### Dataset extract
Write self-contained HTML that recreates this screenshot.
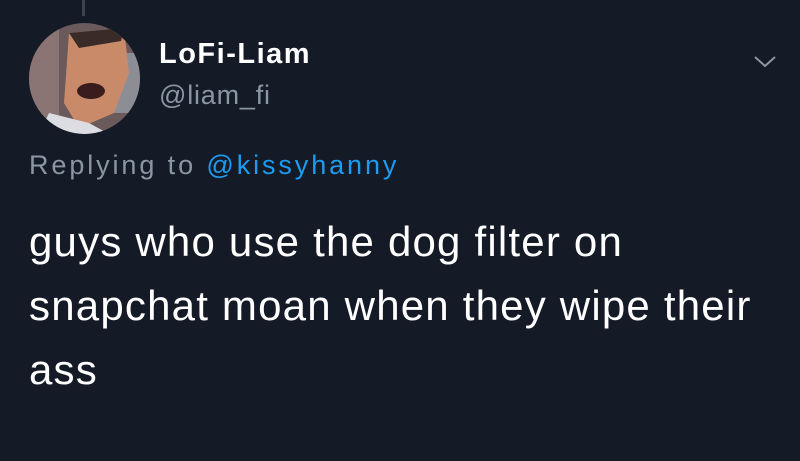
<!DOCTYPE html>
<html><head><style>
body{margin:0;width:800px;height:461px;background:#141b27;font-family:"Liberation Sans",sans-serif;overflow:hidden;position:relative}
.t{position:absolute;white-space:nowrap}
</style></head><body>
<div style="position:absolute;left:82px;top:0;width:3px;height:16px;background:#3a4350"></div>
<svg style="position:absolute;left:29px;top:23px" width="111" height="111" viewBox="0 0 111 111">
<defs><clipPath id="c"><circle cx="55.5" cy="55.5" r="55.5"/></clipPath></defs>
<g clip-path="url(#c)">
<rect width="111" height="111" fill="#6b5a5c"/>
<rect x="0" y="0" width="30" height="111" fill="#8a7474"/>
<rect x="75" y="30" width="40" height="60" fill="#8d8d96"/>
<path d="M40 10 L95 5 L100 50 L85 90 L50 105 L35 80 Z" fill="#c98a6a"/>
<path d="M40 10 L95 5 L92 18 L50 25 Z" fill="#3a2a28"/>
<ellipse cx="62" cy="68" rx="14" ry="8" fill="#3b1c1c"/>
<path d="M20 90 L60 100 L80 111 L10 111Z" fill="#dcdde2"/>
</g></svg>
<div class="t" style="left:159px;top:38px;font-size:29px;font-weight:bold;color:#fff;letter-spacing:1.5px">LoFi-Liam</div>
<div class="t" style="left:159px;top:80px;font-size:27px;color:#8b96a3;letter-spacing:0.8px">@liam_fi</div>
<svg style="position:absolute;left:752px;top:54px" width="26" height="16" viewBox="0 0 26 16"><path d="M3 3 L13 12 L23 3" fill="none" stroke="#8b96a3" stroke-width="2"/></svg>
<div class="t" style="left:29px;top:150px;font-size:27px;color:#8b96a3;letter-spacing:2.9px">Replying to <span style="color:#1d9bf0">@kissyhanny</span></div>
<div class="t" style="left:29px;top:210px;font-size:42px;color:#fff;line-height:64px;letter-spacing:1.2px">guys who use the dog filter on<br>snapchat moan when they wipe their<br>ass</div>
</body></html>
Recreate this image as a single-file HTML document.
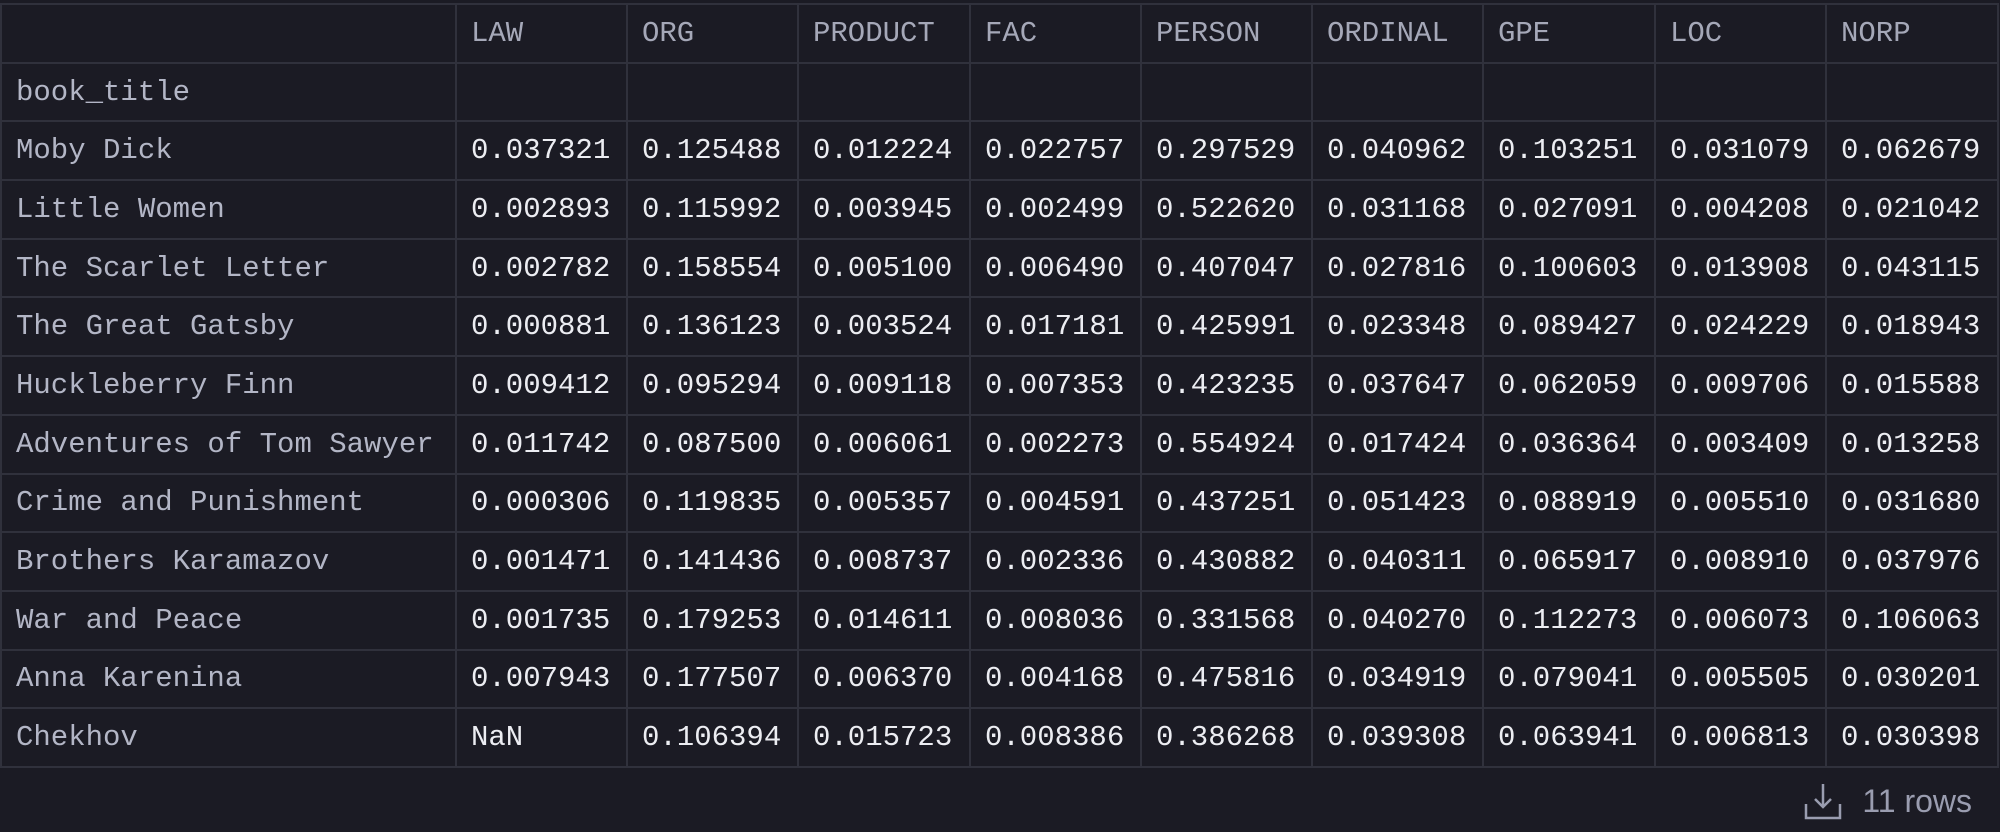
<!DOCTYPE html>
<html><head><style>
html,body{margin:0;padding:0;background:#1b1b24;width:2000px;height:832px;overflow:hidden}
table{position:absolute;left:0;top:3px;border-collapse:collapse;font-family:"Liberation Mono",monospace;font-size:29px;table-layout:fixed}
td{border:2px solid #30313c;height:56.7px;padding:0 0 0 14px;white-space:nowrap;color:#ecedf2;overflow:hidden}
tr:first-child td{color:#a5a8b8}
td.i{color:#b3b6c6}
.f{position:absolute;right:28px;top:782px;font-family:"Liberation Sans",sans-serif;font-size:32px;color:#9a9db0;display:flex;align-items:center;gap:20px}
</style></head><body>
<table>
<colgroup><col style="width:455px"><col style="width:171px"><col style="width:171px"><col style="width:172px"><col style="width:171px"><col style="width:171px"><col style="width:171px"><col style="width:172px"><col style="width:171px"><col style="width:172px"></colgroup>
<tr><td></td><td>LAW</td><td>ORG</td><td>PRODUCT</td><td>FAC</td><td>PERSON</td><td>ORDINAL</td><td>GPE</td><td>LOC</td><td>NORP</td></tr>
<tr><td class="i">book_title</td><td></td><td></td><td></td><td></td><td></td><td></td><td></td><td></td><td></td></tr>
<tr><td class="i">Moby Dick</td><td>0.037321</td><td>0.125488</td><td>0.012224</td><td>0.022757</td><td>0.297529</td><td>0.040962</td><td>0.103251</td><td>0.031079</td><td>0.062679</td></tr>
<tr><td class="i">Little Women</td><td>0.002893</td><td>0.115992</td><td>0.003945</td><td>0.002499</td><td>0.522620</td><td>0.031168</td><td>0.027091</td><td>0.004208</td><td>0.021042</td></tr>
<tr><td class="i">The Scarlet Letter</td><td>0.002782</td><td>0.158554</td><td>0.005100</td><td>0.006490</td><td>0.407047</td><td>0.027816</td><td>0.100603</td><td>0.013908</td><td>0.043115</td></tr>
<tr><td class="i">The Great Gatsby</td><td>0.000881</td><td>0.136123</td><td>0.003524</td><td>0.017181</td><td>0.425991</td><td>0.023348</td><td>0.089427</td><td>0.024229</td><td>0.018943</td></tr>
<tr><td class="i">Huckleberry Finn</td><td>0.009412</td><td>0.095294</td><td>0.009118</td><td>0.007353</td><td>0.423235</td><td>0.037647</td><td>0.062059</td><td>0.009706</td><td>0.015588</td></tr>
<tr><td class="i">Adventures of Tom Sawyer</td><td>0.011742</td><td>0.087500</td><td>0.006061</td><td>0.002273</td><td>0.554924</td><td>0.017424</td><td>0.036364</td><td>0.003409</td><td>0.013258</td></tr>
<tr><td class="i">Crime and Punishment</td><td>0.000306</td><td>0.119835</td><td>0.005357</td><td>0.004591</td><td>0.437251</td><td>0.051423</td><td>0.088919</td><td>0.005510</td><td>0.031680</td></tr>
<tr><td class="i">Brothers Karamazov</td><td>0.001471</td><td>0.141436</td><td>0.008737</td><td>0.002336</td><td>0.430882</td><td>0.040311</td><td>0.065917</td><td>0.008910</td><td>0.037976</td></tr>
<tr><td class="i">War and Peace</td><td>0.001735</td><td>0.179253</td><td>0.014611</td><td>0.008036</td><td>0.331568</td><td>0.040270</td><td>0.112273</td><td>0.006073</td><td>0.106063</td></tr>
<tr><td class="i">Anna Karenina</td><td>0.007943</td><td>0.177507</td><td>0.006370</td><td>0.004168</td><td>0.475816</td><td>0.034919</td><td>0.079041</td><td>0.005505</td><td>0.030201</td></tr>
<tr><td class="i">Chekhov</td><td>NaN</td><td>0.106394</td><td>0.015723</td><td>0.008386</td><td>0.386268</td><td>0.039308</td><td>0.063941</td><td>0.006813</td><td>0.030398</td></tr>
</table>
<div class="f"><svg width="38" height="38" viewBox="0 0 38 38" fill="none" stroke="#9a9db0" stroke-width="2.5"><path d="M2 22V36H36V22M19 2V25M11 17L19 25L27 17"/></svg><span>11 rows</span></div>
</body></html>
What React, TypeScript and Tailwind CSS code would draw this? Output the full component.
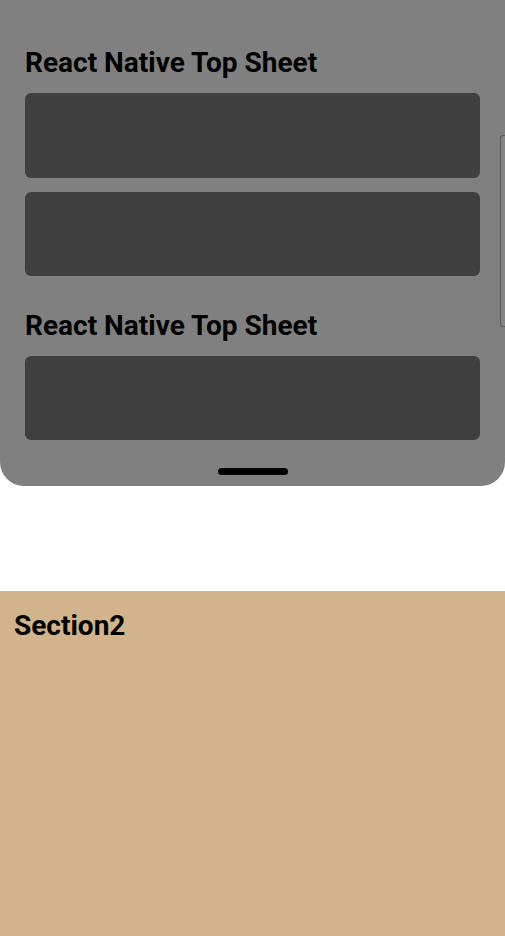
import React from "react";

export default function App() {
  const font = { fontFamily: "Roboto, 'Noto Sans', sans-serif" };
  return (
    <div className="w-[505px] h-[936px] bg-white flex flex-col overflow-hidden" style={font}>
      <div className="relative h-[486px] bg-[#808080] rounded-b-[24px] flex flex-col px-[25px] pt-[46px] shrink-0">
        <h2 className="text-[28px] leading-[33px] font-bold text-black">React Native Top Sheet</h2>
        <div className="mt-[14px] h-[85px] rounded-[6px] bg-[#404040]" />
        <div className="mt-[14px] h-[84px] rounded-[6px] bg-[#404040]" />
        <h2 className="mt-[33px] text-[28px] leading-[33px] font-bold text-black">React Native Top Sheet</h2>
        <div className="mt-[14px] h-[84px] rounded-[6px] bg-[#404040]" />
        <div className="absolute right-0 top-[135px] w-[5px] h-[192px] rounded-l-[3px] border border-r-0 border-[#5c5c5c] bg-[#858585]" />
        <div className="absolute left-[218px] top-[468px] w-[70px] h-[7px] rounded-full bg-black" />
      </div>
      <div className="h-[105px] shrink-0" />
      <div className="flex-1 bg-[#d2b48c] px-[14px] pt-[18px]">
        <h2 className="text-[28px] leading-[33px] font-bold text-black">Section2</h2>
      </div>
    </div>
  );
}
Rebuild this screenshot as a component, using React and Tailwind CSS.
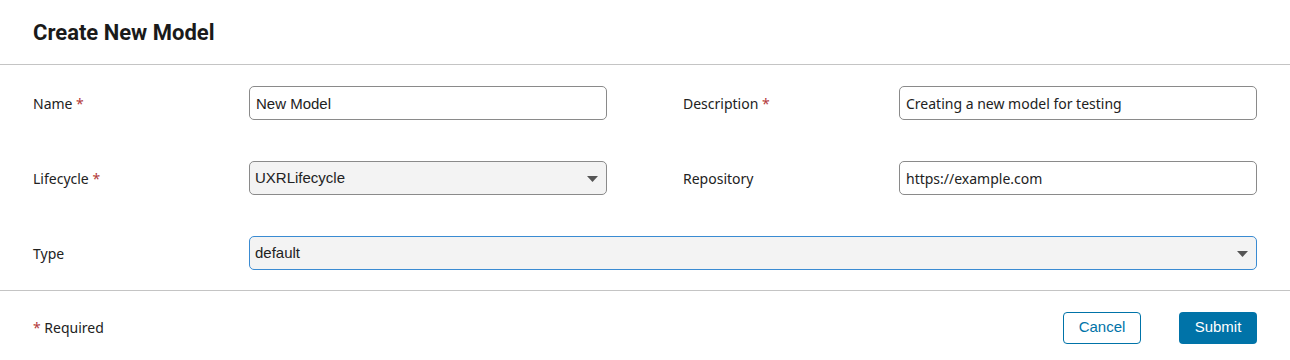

### Given task
Images must not appear in the copy; reproduce everything else in the records verbatim.

### Response
Write self-contained HTML that recreates this screenshot.
<!DOCTYPE html>
<html><head><style>
body{margin:0;width:800px;height:461px;background:#141b27;font-family:"Liberation Sans",sans-serif;overflow:hidden;position:relative}
.t{position:absolute;white-space:nowrap}
</style></head><body>
<div style="position:absolute;left:82px;top:0;width:3px;height:16px;background:#3a4350"></div>
<svg style="position:absolute;left:29px;top:23px" width="111" height="111" viewBox="0 0 111 111">
<defs><clipPath id="c"><circle cx="55.5" cy="55.5" r="55.5"/></clipPath></defs>
<g clip-path="url(#c)">
<rect width="111" height="111" fill="#6b5a5c"/>
<rect x="0" y="0" width="30" height="111" fill="#8a7474"/>
<rect x="75" y="30" width="40" height="60" fill="#8d8d96"/>
<path d="M40 10 L95 5 L100 50 L85 90 L50 105 L35 80 Z" fill="#c98a6a"/>
<path d="M40 10 L95 5 L92 18 L50 25 Z" fill="#3a2a28"/>
<ellipse cx="62" cy="68" rx="14" ry="8" fill="#3b1c1c"/>
<path d="M20 90 L60 100 L80 111 L10 111Z" fill="#dcdde2"/>
</g></svg>
<div class="t" style="left:159px;top:38px;font-size:29px;font-weight:bold;color:#fff;letter-spacing:1.5px">LoFi-Liam</div>
<div class="t" style="left:159px;top:80px;font-size:27px;color:#8b96a3;letter-spacing:0.8px">@liam_fi</div>
<svg style="position:absolute;left:752px;top:54px" width="26" height="16" viewBox="0 0 26 16"><path d="M3 3 L13 12 L23 3" fill="none" stroke="#8b96a3" stroke-width="2"/></svg>
<div class="t" style="left:29px;top:150px;font-size:27px;color:#8b96a3;letter-spacing:2.9px">Replying to <span style="color:#1d9bf0">@kissyhanny</span></div>
<div class="t" style="left:29px;top:210px;font-size:42px;color:#fff;line-height:64px;letter-spacing:1.2px">guys who use the dog filter on<br>snapchat moan when they wipe their<br>ass</div>
</body></html>
Recreate this image as a single-file HTML document.
<!DOCTYPE html>
<html><head><style>
html,body{margin:0;padding:0;background:#1b1b24;width:2000px;height:832px;overflow:hidden}
table{position:absolute;left:0;top:3px;border-collapse:collapse;font-family:"Liberation Mono",monospace;font-size:29px;table-layout:fixed}
td{border:2px solid #30313c;height:56.7px;padding:0 0 0 14px;white-space:nowrap;color:#ecedf2;overflow:hidden}
tr:first-child td{color:#a5a8b8}
td.i{color:#b3b6c6}
.f{position:absolute;right:28px;top:782px;font-family:"Liberation Sans",sans-serif;font-size:32px;color:#9a9db0;display:flex;align-items:center;gap:20px}
</style></head><body>
<table>
<colgroup><col style="width:455px"><col style="width:171px"><col style="width:171px"><col style="width:172px"><col style="width:171px"><col style="width:171px"><col style="width:171px"><col style="width:172px"><col style="width:171px"><col style="width:172px"></colgroup>
<tr><td></td><td>LAW</td><td>ORG</td><td>PRODUCT</td><td>FAC</td><td>PERSON</td><td>ORDINAL</td><td>GPE</td><td>LOC</td><td>NORP</td></tr>
<tr><td class="i">book_title</td><td></td><td></td><td></td><td></td><td></td><td></td><td></td><td></td><td></td></tr>
<tr><td class="i">Moby Dick</td><td>0.037321</td><td>0.125488</td><td>0.012224</td><td>0.022757</td><td>0.297529</td><td>0.040962</td><td>0.103251</td><td>0.031079</td><td>0.062679</td></tr>
<tr><td class="i">Little Women</td><td>0.002893</td><td>0.115992</td><td>0.003945</td><td>0.002499</td><td>0.522620</td><td>0.031168</td><td>0.027091</td><td>0.004208</td><td>0.021042</td></tr>
<tr><td class="i">The Scarlet Letter</td><td>0.002782</td><td>0.158554</td><td>0.005100</td><td>0.006490</td><td>0.407047</td><td>0.027816</td><td>0.100603</td><td>0.013908</td><td>0.043115</td></tr>
<tr><td class="i">The Great Gatsby</td><td>0.000881</td><td>0.136123</td><td>0.003524</td><td>0.017181</td><td>0.425991</td><td>0.023348</td><td>0.089427</td><td>0.024229</td><td>0.018943</td></tr>
<tr><td class="i">Huckleberry Finn</td><td>0.009412</td><td>0.095294</td><td>0.009118</td><td>0.007353</td><td>0.423235</td><td>0.037647</td><td>0.062059</td><td>0.009706</td><td>0.015588</td></tr>
<tr><td class="i">Adventures of Tom Sawyer</td><td>0.011742</td><td>0.087500</td><td>0.006061</td><td>0.002273</td><td>0.554924</td><td>0.017424</td><td>0.036364</td><td>0.003409</td><td>0.013258</td></tr>
<tr><td class="i">Crime and Punishment</td><td>0.000306</td><td>0.119835</td><td>0.005357</td><td>0.004591</td><td>0.437251</td><td>0.051423</td><td>0.088919</td><td>0.005510</td><td>0.031680</td></tr>
<tr><td class="i">Brothers Karamazov</td><td>0.001471</td><td>0.141436</td><td>0.008737</td><td>0.002336</td><td>0.430882</td><td>0.040311</td><td>0.065917</td><td>0.008910</td><td>0.037976</td></tr>
<tr><td class="i">War and Peace</td><td>0.001735</td><td>0.179253</td><td>0.014611</td><td>0.008036</td><td>0.331568</td><td>0.040270</td><td>0.112273</td><td>0.006073</td><td>0.106063</td></tr>
<tr><td class="i">Anna Karenina</td><td>0.007943</td><td>0.177507</td><td>0.006370</td><td>0.004168</td><td>0.475816</td><td>0.034919</td><td>0.079041</td><td>0.005505</td><td>0.030201</td></tr>
<tr><td class="i">Chekhov</td><td>NaN</td><td>0.106394</td><td>0.015723</td><td>0.008386</td><td>0.386268</td><td>0.039308</td><td>0.063941</td><td>0.006813</td><td>0.030398</td></tr>
</table>
<div class="f"><svg width="38" height="38" viewBox="0 0 38 38" fill="none" stroke="#9a9db0" stroke-width="2.5"><path d="M2 22V36H36V22M19 2V25M11 17L19 25L27 17"/></svg><span>11 rows</span></div>
</body></html>
What React, TypeScript and Tailwind CSS code would draw this? Output the full component.
import React from "react";

export default function App() {
  const font = { fontFamily: "Roboto, 'Noto Sans', sans-serif" };
  return (
    <div className="w-[505px] h-[936px] bg-white flex flex-col overflow-hidden" style={font}>
      <div className="relative h-[486px] bg-[#808080] rounded-b-[24px] flex flex-col px-[25px] pt-[46px] shrink-0">
        <h2 className="text-[28px] leading-[33px] font-bold text-black">React Native Top Sheet</h2>
        <div className="mt-[14px] h-[85px] rounded-[6px] bg-[#404040]" />
        <div className="mt-[14px] h-[84px] rounded-[6px] bg-[#404040]" />
        <h2 className="mt-[33px] text-[28px] leading-[33px] font-bold text-black">React Native Top Sheet</h2>
        <div className="mt-[14px] h-[84px] rounded-[6px] bg-[#404040]" />
        <div className="absolute right-0 top-[135px] w-[5px] h-[192px] rounded-l-[3px] border border-r-0 border-[#5c5c5c] bg-[#858585]" />
        <div className="absolute left-[218px] top-[468px] w-[70px] h-[7px] rounded-full bg-black" />
      </div>
      <div className="h-[105px] shrink-0" />
      <div className="flex-1 bg-[#d2b48c] px-[14px] pt-[18px]">
        <h2 className="text-[28px] leading-[33px] font-bold text-black">Section2</h2>
      </div>
    </div>
  );
}
Rebuild this screenshot as a component, using React and Tailwind CSS.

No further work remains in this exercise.